Dagegen forderte Wolfgang Schäuble (CDU) eine Ausrichtung auf Klima, Digitalisierung und Innovation. „Einfach nur Kaufprämien für die Automobilindustrie wären als Antwort ein bisschen arg fantasielos“, sagte der Bundestagspräsident der „Frankfurter Allgemeinen Sonntagszeitung“. Auch der Deutsche Industrieund Handelskammertag (DIHK) äußerte sich skeptisch: Deutschland brauche „branchenübergreifende Hilfen zur Überbrückung“, heißt es in einem Fünf-Punkte-Programm. Maschinenbau-Präsident Carl Martin Welcker lehnte die
Unterstützung einzelner Branchen nachdrücklich ab: Autokaufprämien „wirken selektiv, diskriminieren andere Produkte und erzeugen Mitnahmeeffekte“. Auch die SPD-Spitzenpolitiker Sören Bartol und Matthias Miersch lehnen die Kaufprämie ab.
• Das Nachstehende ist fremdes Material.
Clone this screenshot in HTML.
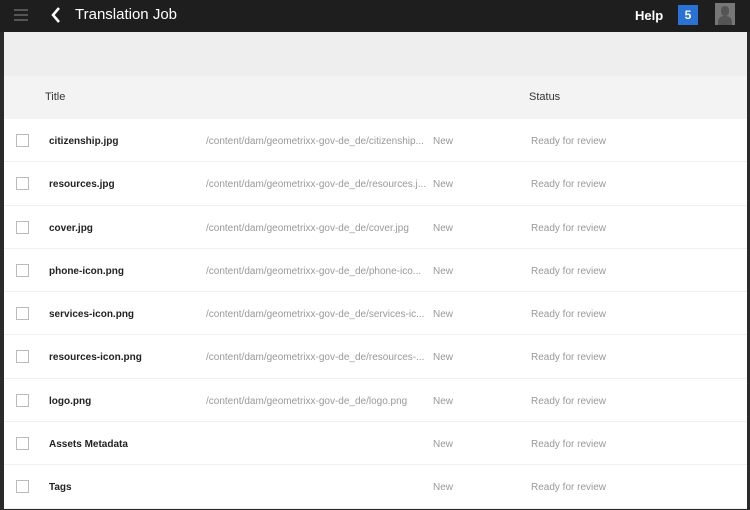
<!DOCTYPE html>
<html><head><style>
*{margin:0;padding:0;box-sizing:border-box}
body{width:750px;height:508px;overflow:hidden;background:#2a2a2a;font-family:"Liberation Sans",sans-serif;position:relative}
.top{position:absolute;left:0;top:0;width:750px;height:32px;background:#1e1e1e;color:#fff}
.main{position:absolute;left:4px;top:32px;width:743px;height:476px;background:#fff}
.bar{height:44px;background:#eeeeee}
.hdr{height:43px;background:#f3f3f3;position:relative;font-size:11px;color:#333;line-height:43px}
.row{height:43.3px;border-bottom:1px solid #efefef;position:relative;font-size:10px;line-height:45px}
.row span,.hdr span{position:absolute;top:0;white-space:nowrap}
.cb{position:absolute;left:12px;top:15px;width:13px;height:13px;border:1px solid #bbb;background:#fff}
.t{left:45px;font-weight:bold;color:#222}
.p{left:202px;color:#999}
.n{left:429px;color:#999}
.s{left:527px;color:#999}
</style></head><body>
<div class="top">
<div style="position:absolute;left:14px;top:9px;width:14px;height:2px;background:#555;box-shadow:0 5px 0 #555,0 10px 0 #555"></div>
<svg style="position:absolute;left:50px;top:6px" width="12" height="18"><path d="M9 2L3 9l6 7" stroke="#fff" stroke-width="2.5" fill="none"/></svg>
<div style="position:absolute;left:75px;top:6px;font-size:15px">Translation Job</div>
<div style="position:absolute;left:635px;top:8px;font-size:13px;font-weight:bold">Help</div>
<div style="position:absolute;left:678px;top:5px;width:20px;height:20px;background:#2b72d6;font-size:12px;font-weight:bold;text-align:center;line-height:20px">5</div>
<div style="position:absolute;left:715px;top:3px;width:20px;height:22px;background:#777"><div style="position:absolute;left:6px;top:3px;width:8px;height:10px;border-radius:4px;background:#555"></div><div style="position:absolute;left:3px;top:13px;width:14px;height:9px;border-radius:6px 6px 0 0;background:#555"></div></div>
</div>
<div class="main">
<div class="bar"></div>
<div class="hdr"><span style="left:41px">Title</span><span style="left:525px">Status</span></div>
<div class="row"><div class="cb"></div><span class="t">citizenship.jpg</span><span class="p">/content/dam/geometrixx-gov-de_de/citizenship...</span><span class="n">New</span><span class="s">Ready for review</span></div>
<div class="row"><div class="cb"></div><span class="t">resources.jpg</span><span class="p">/content/dam/geometrixx-gov-de_de/resources.j...</span><span class="n">New</span><span class="s">Ready for review</span></div>
<div class="row"><div class="cb"></div><span class="t">cover.jpg</span><span class="p">/content/dam/geometrixx-gov-de_de/cover.jpg</span><span class="n">New</span><span class="s">Ready for review</span></div>
<div class="row"><div class="cb"></div><span class="t">phone-icon.png</span><span class="p">/content/dam/geometrixx-gov-de_de/phone-ico...</span><span class="n">New</span><span class="s">Ready for review</span></div>
<div class="row"><div class="cb"></div><span class="t">services-icon.png</span><span class="p">/content/dam/geometrixx-gov-de_de/services-ic...</span><span class="n">New</span><span class="s">Ready for review</span></div>
<div class="row"><div class="cb"></div><span class="t">resources-icon.png</span><span class="p">/content/dam/geometrixx-gov-de_de/resources-...</span><span class="n">New</span><span class="s">Ready for review</span></div>
<div class="row"><div class="cb"></div><span class="t">logo.png</span><span class="p">/content/dam/geometrixx-gov-de_de/logo.png</span><span class="n">New</span><span class="s">Ready for review</span></div>
<div class="row"><div class="cb"></div><span class="t">Assets Metadata</span><span class="n">New</span><span class="s">Ready for review</span></div>
<div class="row"><div class="cb"></div><span class="t">Tags</span><span class="n">New</span><span class="s">Ready for review</span></div>
</div>
</body></html>
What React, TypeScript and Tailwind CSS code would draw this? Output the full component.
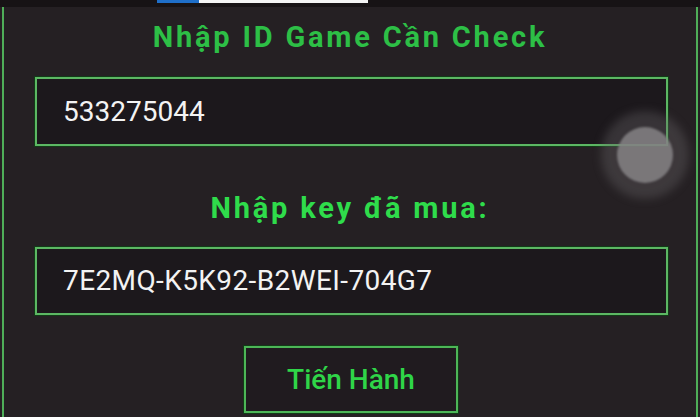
export default function App() {
  return (
    <div
      className="relative w-[700px] h-[417px] overflow-hidden bg-[#252023] flex flex-col"
      style={{ fontFamily: "Roboto, 'Noto Sans', sans-serif" }}
    >
      {/* blurred top strip with progress bar */}
      <div className="h-[7px] bg-[#171315] flex flex-col">
        <div className="flex h-[3px] pl-[157px]">
          <div className="w-[42px] bg-[#1f6fc9]" />
          <div className="w-[169px] bg-[#f4f4f4]" />
        </div>
      </div>

      <div className="flex-1 mx-[2px] border-x-2 border-[#4fae58] flex flex-col items-center">
        <h1 className="mt-[13px] text-[29px] leading-[34px] font-bold tracking-[2.8px] text-[#2dbf46]">
          Nhập ID Game Cần Check
        </h1>

        <div className="mt-[23px] self-start ml-[31px] w-[633px] h-[69px] border-2 border-[#5cb763] shadow-[0_0_0_1px_#123b17] bg-[#1c181c] flex items-center pl-[26px]">
          <span className="text-[28px] text-[#f3f3f3]">533275044</span>
        </div>

        <h2 className="mt-[45px] text-[29px] leading-[34px] font-bold tracking-[2.8px] text-[#2fdc4b]">
          Nhập key đã mua:
        </h2>

        <div className="mt-[22px] self-start ml-[31px] w-[633px] h-[68px] border-2 border-[#5cb763] shadow-[0_0_0_1px_#123b17] bg-[#1c181c] flex items-center pl-[26px]">
          <span className="text-[28px] tracking-[0.4px] text-[#f3f3f3]">7E2MQ-K5K92-B2WEI-704G7</span>
        </div>

        <button className="mt-[31px] ml-[2px] w-[214px] h-[67px] border-2 border-[#4db657] shadow-[0_0_0_1px_#123b17] bg-[#201b1f] flex items-center justify-center text-[28px] font-medium text-[#2fd548]">
          Tiến Hành
        </button>
      </div>

      {/* floating touch indicator */}
      <div className="absolute left-[601px] top-[111px] w-[88px] h-[88px] rounded-full bg-[#6a676a]/35 blur-[4px]" />
      <div className="absolute left-[617px] top-[127px] w-[56px] h-[56px] rounded-full bg-[#858285]/85 blur-[1px]" />
    </div>
  );
}
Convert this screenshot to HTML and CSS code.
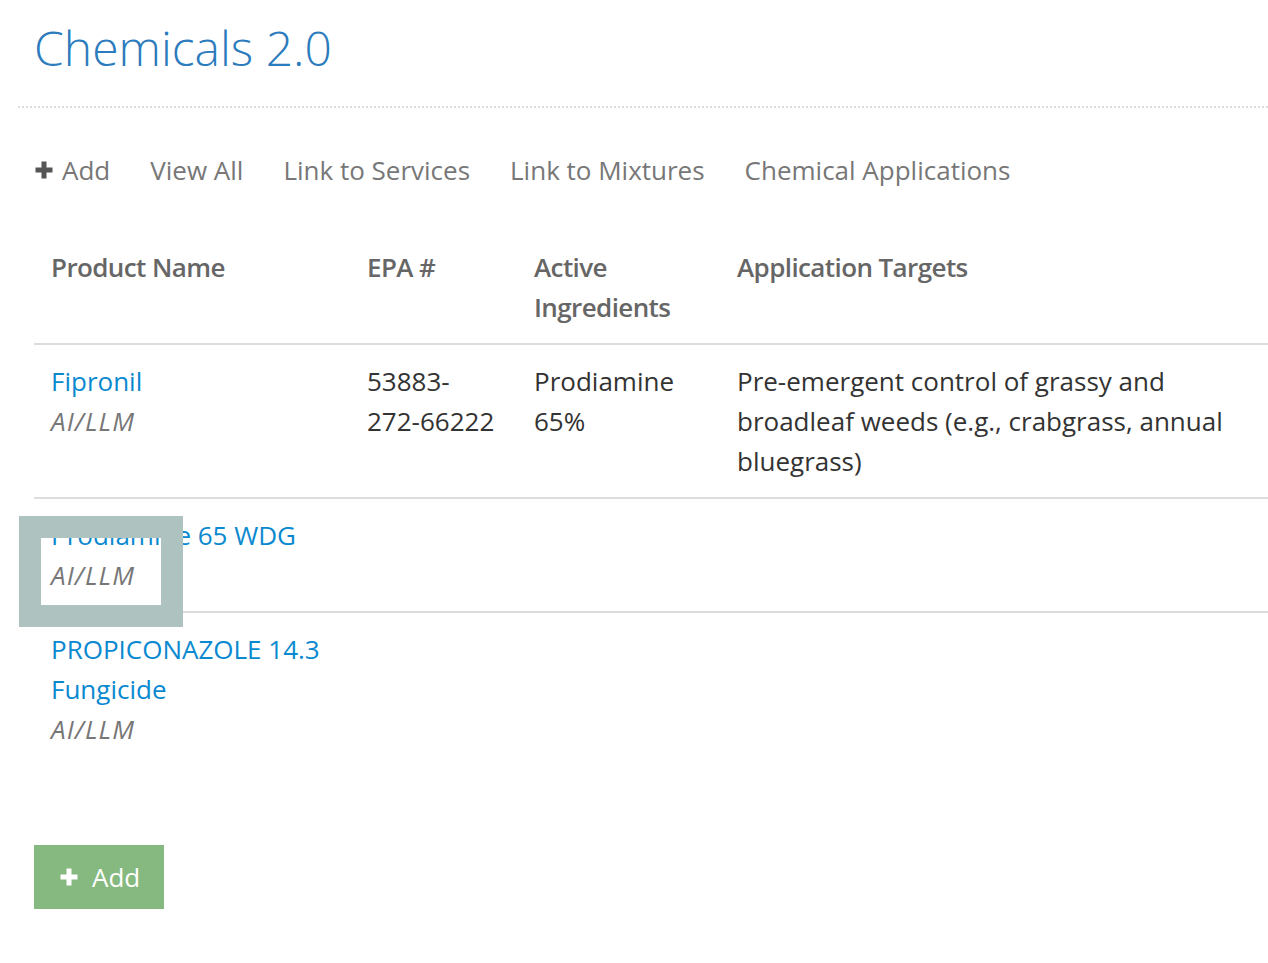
FILE: index.html
```html
<!DOCTYPE html>
<html lang="en">
<head>
<meta charset="utf-8">
<title>Chemicals 2.0</title>
<link rel="stylesheet" href="styles.css">
</head>
<body>
<div class="page">
  <div class="title-bar">
    <h1 class="title">Chemicals 2.0</h1>
  </div>
  <nav class="nav">
    <a class="nav-item" href="#"><svg class="plus" viewBox="0 0 20 20" width="20" height="20"><path d="M7.5 1.5h5v6h6v5h-6v6h-5v-6h-6v-5h6z" fill="#555"/></svg>Add</a>
    <a class="nav-item" href="#">View All</a>
    <a class="nav-item" href="#">Link to Services</a>
    <a class="nav-item" href="#">Link to Mixtures</a>
    <a class="nav-item" href="#">Chemical Applications</a>
  </nav>
  <table class="grid">
    <colgroup>
      <col class="c1"><col class="c2"><col class="c3"><col>
    </colgroup>
    <thead>
      <tr>
        <th>Product Name</th>
        <th>EPA #</th>
        <th>Active<br>Ingredients</th>
        <th>Application Targets</th>
      </tr>
    </thead>
    <tbody>
      <tr>
        <td><a class="link" href="#">Fipronil</a><div class="src">AI/LLM</div></td>
        <td>53883-<br>272-66222</td>
        <td>Prodiamine<br>65%</td>
        <td>Pre-emergent control of grassy and broadleaf weeds (e.g., crabgrass, annual bluegrass)</td>
      </tr>
      <tr>
        <td><a class="link" href="#">Prodiamine 65 WDG</a><div class="src">AI/LLM</div></td>
        <td></td><td></td><td></td>
      </tr>
      <tr class="last">
        <td><a class="link" href="#">PROPICONAZOLE 14.3 Fungicide</a><div class="src">AI/LLM</div></td>
        <td></td><td></td><td></td>
      </tr>
    </tbody>
  </table>
  <button class="btn-add" type="button"><svg class="plus" viewBox="0 0 20 20" width="20" height="20"><path d="M7.5 1.5h5v6h6v5h-6v6h-5v-6h-6v-5h6z" fill="#fff"/></svg>Add</button>
</div>
<div class="focus-box"></div>
</body>
</html>
```

FILE: styles.css
```css
html, body {
  margin: 0;
  padding: 0;
  background: #fff;
}
body {
  font-family: "Open Sans", "Liberation Sans", sans-serif;
  font-size: 26px;
  color: #333;
}
.page {
  padding-left: 18px;
  padding-bottom: 40px;
}
.title-bar {
  border-bottom: 2px dotted #dcdcdc;
  padding-bottom: 30px;
}
.title {
  margin: 20px 0 0 16px;
  font-size: 48px;
  line-height: 56px;
  font-weight: 300;
  color: #2b7bbd;
}
.nav {
  display: flex;
  gap: 40px;
  margin: 42px 0 0 16px;
  line-height: 40px;
}
.nav-item {
  display: flex;
  align-items: center;
  gap: 8px;
  color: #777;
  text-decoration: none;
}
.plus {
  display: block;
  flex: none;
}
.grid {
  margin: 41px 0 0 16px;
  width: 1234px;
  table-layout: fixed;
  border-collapse: collapse;
  line-height: 40px;
}
.c1 { width: 316px; }
.c2 { width: 167px; }
.c3 { width: 203px; }
.grid th {
  text-align: left;
  vertical-align: top;
  font-weight: 600;
  color: #666;
  letter-spacing: -0.6px;
  padding: 16px 17px;
  border-bottom: 2px solid #ddd;
}
.grid td {
  vertical-align: top;
  padding: 16px 17px;
  border-bottom: 2px solid #ddd;
}
.grid tr.last td {
  border-bottom: none;
}
.link {
  color: #0a89d0;
  text-decoration: none;
}
.src {
  font-style: italic;
  letter-spacing: 1.1px;
  color: #777;
}
.btn-add {
  display: flex;
  align-items: center;
  gap: 13px;
  margin: 80px 0 0 16px;
  height: 64px;
  padding: 0 24px 0 25px;
  border: none;
  background: #86b97f;
  color: #fff;
  font-family: "Open Sans", "Liberation Sans", sans-serif;
  font-size: 26px;
  line-height: 40px;
  cursor: pointer;
}
.focus-box {
  position: absolute;
  left: 19px;
  top: 516px;
  width: 120px;
  height: 67px;
  border: 22px solid #aec2c0;
  background: transparent;
}
```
Wer der Automobilbranche nachhaltig helfen wolle, müsse „Investitionen in die Zukunft freisetzen“.
Die SPD möchte beim heutigen Treffen der Koalition vor allem auf Hilfen für Familien dringen und auf den von ihr ins Spiel gebrachten Familienbonus von 300 Euro pro Kind pochen.